◆ Task brief ◆
In the listing below, find the line that contains "The picture is" and the line that contains "Search, Settings2, X". Quote both and every line between them, exactly, and nothing more.

◆ Stored data ◆
-*-*-
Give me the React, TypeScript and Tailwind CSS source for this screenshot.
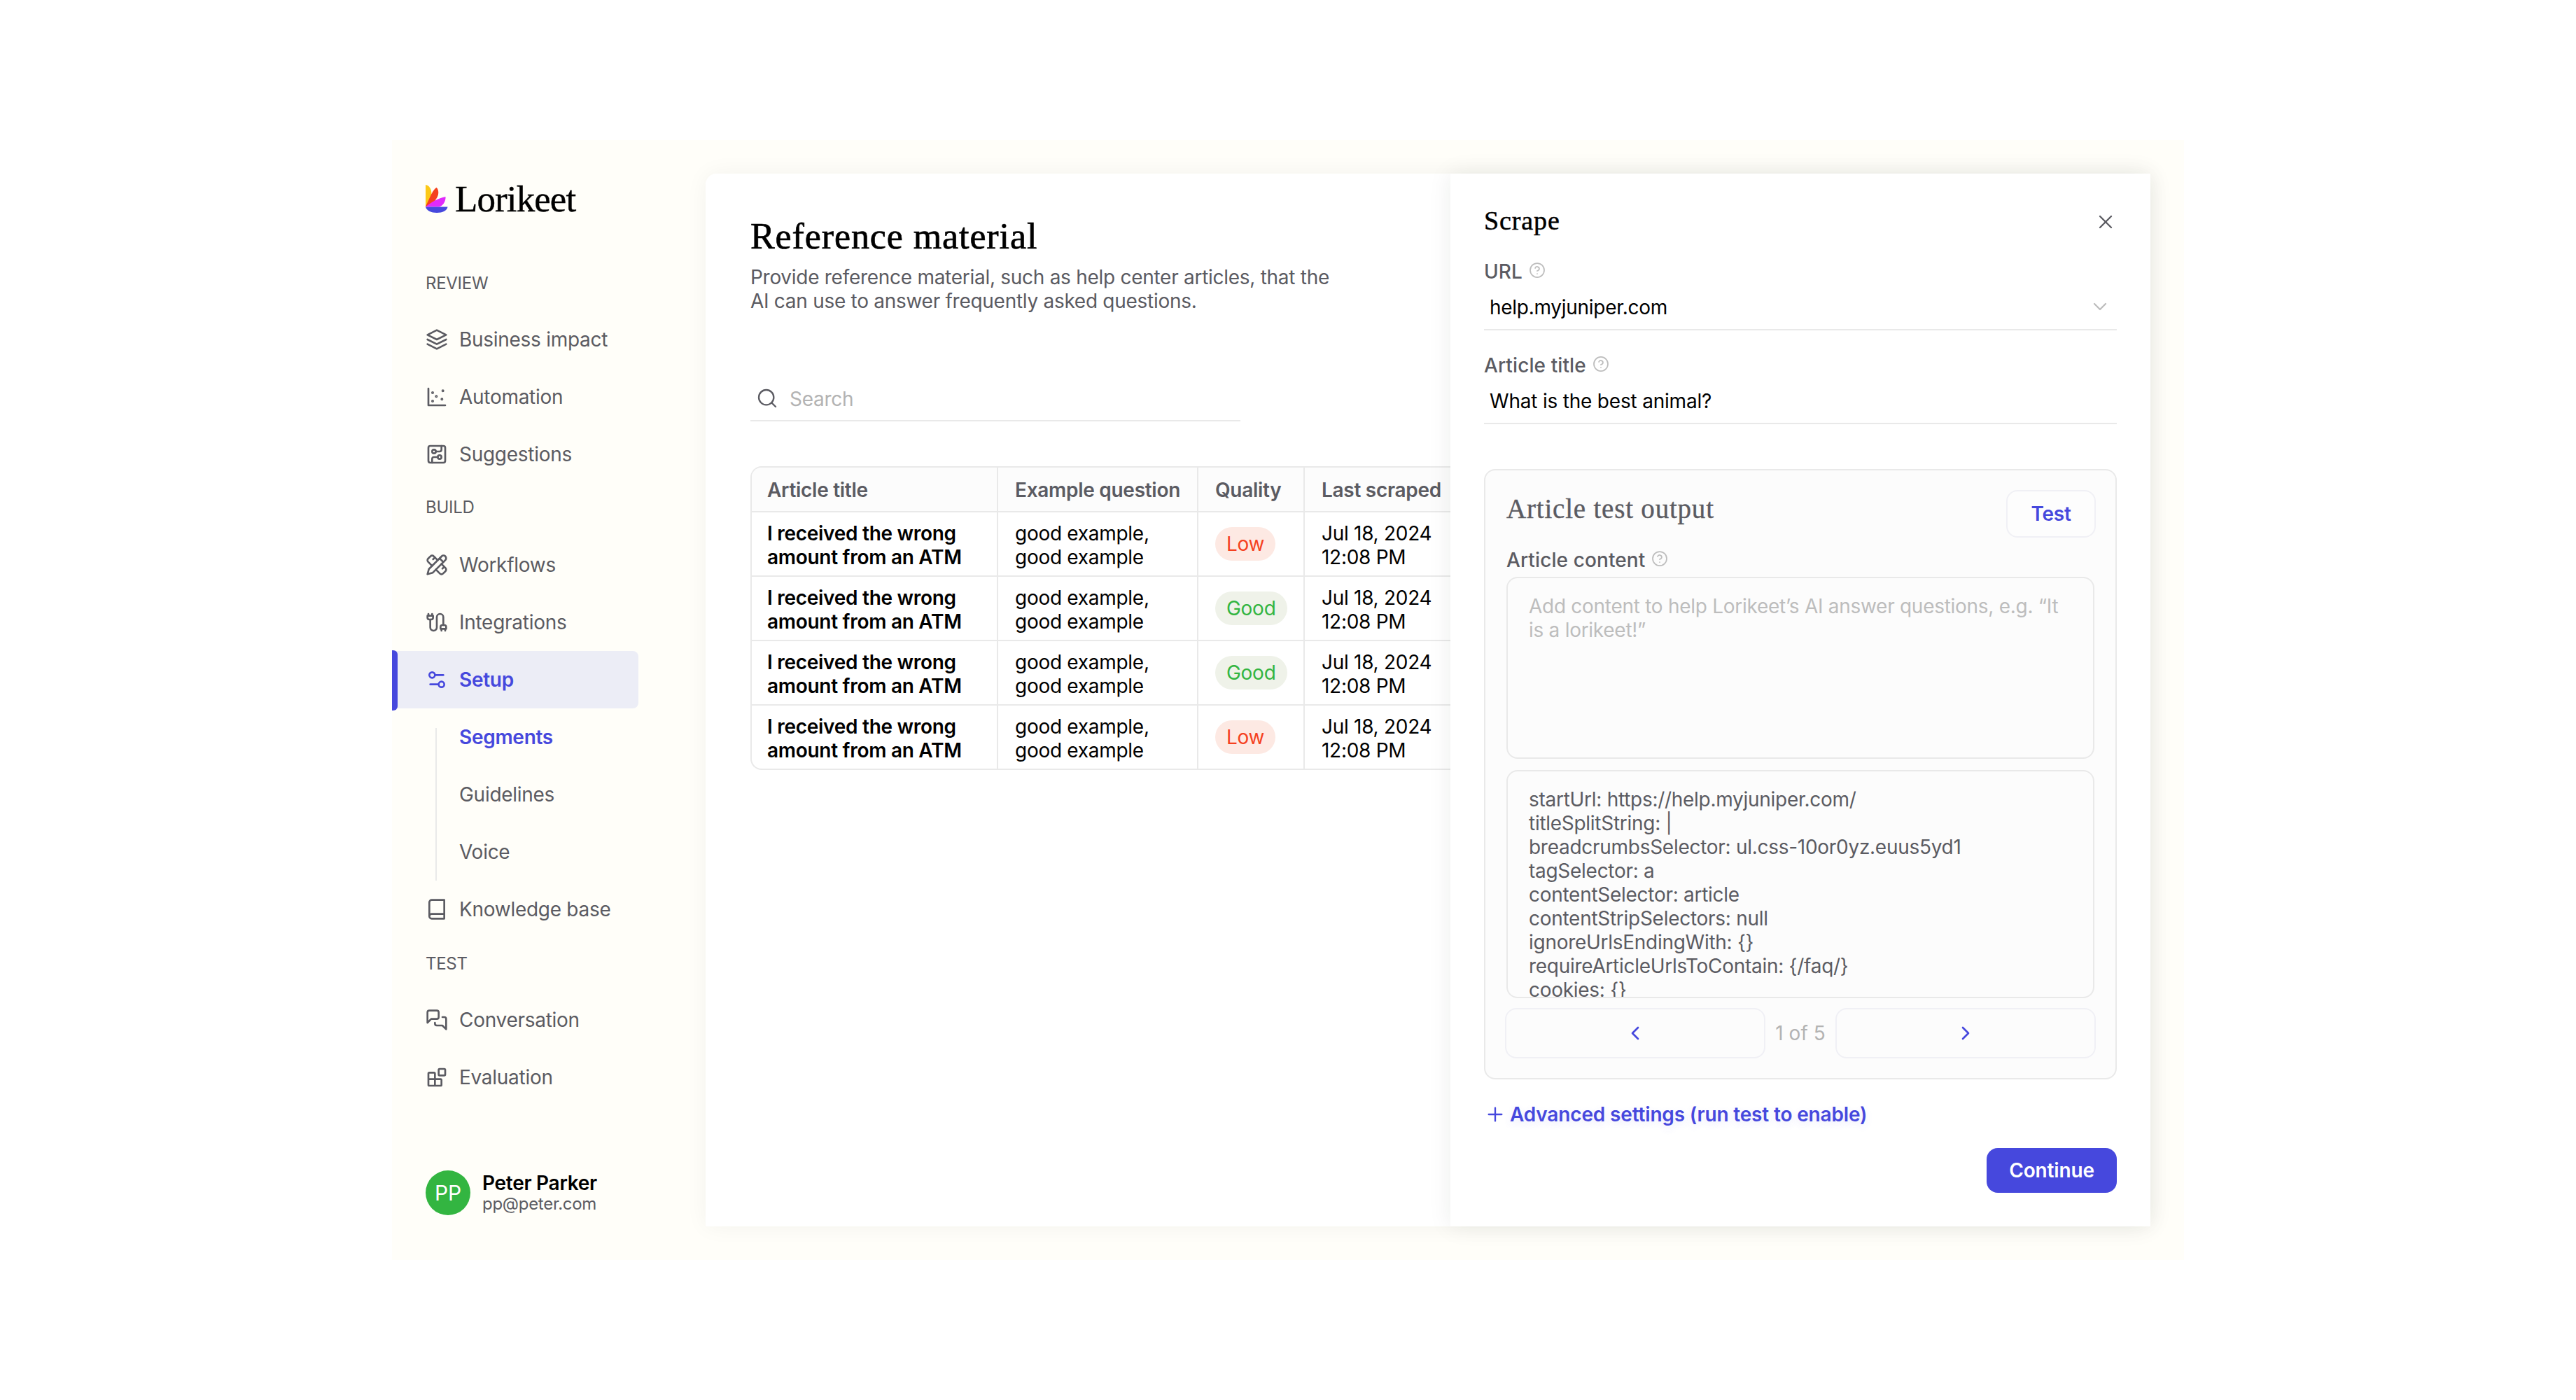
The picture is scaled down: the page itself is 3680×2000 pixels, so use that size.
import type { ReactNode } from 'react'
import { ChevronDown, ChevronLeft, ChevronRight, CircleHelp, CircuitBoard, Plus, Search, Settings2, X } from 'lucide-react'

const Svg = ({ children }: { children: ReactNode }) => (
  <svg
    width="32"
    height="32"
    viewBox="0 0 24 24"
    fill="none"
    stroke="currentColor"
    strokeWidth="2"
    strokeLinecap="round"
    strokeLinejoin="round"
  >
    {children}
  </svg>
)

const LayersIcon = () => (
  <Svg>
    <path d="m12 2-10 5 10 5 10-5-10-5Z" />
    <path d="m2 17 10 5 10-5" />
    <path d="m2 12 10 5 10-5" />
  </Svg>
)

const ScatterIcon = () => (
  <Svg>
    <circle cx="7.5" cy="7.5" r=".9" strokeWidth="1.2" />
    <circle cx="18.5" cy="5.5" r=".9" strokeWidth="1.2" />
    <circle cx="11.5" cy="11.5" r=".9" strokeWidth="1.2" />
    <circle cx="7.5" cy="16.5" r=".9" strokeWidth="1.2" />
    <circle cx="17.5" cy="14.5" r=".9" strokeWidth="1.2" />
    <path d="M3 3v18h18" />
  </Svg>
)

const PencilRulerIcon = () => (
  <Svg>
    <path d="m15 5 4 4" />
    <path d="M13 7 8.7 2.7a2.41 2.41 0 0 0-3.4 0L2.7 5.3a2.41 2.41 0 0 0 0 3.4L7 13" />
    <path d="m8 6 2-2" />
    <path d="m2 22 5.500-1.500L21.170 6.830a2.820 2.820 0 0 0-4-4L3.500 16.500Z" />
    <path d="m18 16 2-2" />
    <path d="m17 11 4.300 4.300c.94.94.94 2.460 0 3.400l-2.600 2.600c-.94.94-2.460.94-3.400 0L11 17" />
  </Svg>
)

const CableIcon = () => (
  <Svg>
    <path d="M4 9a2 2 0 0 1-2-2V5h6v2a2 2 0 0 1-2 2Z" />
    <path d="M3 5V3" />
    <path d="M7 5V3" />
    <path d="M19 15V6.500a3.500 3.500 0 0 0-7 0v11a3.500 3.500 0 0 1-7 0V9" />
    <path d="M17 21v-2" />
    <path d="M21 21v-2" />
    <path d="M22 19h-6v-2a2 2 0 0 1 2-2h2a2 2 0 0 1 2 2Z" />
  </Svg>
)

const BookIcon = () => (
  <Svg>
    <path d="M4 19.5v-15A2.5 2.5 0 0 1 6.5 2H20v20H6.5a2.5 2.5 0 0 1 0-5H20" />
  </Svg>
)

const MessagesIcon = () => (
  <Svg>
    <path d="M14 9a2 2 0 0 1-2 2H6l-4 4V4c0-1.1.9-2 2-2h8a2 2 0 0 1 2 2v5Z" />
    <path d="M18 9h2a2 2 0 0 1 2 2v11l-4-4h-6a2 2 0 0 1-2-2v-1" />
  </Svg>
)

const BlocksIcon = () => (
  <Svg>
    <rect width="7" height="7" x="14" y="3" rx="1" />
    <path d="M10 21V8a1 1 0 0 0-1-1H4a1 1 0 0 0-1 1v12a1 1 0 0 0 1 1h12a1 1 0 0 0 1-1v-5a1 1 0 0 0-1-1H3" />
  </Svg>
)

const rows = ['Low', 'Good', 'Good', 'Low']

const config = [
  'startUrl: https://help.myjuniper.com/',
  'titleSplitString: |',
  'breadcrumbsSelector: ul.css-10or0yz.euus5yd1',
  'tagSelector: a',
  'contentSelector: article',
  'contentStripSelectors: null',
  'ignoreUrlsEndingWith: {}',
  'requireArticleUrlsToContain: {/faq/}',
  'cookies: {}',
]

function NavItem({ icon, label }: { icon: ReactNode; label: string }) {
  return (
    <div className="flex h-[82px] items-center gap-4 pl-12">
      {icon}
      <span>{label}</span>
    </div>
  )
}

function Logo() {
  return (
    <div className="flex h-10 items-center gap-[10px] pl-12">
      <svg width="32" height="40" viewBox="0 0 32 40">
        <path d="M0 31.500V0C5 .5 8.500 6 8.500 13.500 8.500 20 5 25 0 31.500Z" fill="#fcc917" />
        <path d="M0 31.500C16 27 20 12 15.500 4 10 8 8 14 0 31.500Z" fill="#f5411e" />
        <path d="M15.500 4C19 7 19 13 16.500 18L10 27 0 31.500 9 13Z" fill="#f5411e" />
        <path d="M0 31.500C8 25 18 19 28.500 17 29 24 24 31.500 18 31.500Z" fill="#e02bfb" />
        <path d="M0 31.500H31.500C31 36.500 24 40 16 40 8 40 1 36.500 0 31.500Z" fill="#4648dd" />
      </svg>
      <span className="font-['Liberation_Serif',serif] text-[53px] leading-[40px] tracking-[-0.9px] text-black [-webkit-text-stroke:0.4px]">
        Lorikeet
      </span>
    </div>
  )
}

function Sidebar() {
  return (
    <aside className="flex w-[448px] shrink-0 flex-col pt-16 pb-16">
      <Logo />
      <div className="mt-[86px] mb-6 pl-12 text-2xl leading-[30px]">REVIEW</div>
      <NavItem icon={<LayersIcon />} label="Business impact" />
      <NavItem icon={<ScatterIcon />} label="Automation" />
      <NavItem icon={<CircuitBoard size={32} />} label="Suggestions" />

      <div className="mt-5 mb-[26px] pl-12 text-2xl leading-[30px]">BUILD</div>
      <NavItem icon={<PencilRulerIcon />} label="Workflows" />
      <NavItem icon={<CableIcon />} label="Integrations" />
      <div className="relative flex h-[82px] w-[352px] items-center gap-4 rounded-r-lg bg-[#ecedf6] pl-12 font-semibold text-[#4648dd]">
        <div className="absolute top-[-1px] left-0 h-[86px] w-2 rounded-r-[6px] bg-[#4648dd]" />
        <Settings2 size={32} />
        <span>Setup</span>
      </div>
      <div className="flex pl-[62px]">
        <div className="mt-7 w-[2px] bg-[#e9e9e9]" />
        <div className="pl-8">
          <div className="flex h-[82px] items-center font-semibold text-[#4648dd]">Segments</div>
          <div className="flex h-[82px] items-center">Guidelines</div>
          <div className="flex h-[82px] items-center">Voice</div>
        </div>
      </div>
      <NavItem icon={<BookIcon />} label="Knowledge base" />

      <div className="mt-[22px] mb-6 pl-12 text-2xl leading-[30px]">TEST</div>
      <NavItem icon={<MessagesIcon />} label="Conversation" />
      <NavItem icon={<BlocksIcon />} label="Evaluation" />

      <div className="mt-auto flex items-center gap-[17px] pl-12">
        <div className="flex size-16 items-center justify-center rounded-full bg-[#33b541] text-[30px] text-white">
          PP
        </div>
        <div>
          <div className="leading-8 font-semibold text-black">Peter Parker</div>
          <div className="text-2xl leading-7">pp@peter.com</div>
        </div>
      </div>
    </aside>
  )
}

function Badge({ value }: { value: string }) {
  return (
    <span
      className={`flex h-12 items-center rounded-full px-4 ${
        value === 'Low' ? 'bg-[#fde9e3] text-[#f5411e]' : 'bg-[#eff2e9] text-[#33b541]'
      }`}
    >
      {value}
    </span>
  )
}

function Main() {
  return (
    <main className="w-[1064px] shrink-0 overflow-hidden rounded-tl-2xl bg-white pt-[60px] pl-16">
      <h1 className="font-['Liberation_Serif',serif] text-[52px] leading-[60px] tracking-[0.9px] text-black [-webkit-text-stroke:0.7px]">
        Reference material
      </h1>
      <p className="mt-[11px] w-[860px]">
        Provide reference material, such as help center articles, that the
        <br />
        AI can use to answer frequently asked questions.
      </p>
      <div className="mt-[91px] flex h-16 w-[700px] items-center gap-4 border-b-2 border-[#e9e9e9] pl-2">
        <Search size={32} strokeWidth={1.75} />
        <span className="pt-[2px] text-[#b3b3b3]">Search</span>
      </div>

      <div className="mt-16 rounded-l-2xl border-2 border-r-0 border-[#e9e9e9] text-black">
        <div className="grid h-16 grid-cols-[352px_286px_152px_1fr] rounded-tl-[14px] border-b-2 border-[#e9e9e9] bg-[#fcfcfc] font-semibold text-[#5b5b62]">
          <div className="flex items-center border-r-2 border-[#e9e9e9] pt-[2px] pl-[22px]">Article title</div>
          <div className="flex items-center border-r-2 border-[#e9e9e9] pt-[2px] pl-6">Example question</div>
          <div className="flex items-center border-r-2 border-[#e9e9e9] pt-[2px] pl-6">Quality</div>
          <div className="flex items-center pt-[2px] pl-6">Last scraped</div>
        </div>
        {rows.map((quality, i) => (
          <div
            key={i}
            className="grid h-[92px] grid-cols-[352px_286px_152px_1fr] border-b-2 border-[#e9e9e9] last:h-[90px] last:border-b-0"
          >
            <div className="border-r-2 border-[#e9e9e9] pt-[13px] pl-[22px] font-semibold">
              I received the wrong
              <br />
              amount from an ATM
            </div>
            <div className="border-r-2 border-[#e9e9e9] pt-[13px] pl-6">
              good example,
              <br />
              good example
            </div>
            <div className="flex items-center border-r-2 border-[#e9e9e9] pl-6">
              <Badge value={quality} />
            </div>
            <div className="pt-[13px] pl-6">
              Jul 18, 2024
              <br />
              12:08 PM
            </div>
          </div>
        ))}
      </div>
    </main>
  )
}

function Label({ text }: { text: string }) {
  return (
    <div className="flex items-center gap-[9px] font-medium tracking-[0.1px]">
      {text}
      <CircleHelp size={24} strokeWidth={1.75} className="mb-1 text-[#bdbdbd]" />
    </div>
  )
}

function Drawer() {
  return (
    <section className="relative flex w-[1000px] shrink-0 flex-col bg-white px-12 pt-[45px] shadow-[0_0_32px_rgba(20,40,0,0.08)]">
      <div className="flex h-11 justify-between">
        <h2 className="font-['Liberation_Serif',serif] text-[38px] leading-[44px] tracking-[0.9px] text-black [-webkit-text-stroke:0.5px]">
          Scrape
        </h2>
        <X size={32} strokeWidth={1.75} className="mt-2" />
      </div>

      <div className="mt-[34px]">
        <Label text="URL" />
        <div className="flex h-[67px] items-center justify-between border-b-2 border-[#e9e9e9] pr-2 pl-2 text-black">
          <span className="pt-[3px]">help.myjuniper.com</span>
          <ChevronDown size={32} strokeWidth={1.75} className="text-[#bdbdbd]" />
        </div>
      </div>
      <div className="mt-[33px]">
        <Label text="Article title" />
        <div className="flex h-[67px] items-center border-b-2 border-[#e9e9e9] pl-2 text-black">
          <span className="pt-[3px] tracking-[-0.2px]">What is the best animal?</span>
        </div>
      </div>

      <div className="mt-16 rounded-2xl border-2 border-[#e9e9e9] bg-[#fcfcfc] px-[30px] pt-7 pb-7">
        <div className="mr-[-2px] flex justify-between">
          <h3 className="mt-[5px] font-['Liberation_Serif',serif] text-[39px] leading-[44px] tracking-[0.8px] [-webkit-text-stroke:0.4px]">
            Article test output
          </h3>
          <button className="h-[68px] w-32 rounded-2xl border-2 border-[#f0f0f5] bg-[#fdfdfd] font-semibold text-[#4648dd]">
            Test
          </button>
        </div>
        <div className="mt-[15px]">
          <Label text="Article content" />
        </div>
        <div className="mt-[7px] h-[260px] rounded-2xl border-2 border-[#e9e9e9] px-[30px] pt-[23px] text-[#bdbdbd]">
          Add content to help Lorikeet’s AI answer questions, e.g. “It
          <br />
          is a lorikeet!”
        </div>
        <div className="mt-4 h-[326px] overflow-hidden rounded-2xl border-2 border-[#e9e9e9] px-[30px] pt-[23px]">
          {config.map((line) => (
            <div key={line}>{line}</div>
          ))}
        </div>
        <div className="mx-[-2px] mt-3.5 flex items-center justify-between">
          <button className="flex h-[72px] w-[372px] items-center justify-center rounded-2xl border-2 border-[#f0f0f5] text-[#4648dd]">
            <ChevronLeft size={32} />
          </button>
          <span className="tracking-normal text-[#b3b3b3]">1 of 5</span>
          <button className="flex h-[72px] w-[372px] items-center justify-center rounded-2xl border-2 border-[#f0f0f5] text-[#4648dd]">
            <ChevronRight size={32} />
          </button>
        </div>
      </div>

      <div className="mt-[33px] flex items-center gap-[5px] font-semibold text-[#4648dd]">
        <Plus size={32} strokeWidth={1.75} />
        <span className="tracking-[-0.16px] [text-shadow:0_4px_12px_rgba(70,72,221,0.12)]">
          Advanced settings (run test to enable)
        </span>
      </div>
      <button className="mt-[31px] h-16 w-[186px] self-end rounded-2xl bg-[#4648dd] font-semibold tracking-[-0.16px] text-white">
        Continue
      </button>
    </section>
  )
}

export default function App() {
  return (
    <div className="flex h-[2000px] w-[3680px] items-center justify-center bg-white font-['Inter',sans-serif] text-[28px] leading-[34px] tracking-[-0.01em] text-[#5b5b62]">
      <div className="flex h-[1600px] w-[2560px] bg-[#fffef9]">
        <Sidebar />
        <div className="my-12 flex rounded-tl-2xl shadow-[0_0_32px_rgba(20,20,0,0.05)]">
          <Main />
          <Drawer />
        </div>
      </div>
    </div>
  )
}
-*-*-
◆ Solution below ◆
The picture is scaled down: the page itself is 3680×2000 pixels, so use that size.
import type { ReactNode } from 'react'
import { ChevronDown, ChevronLeft, ChevronRight, CircleHelp, CircuitBoard, Plus, Search, Settings2, X } from 'lucide-react'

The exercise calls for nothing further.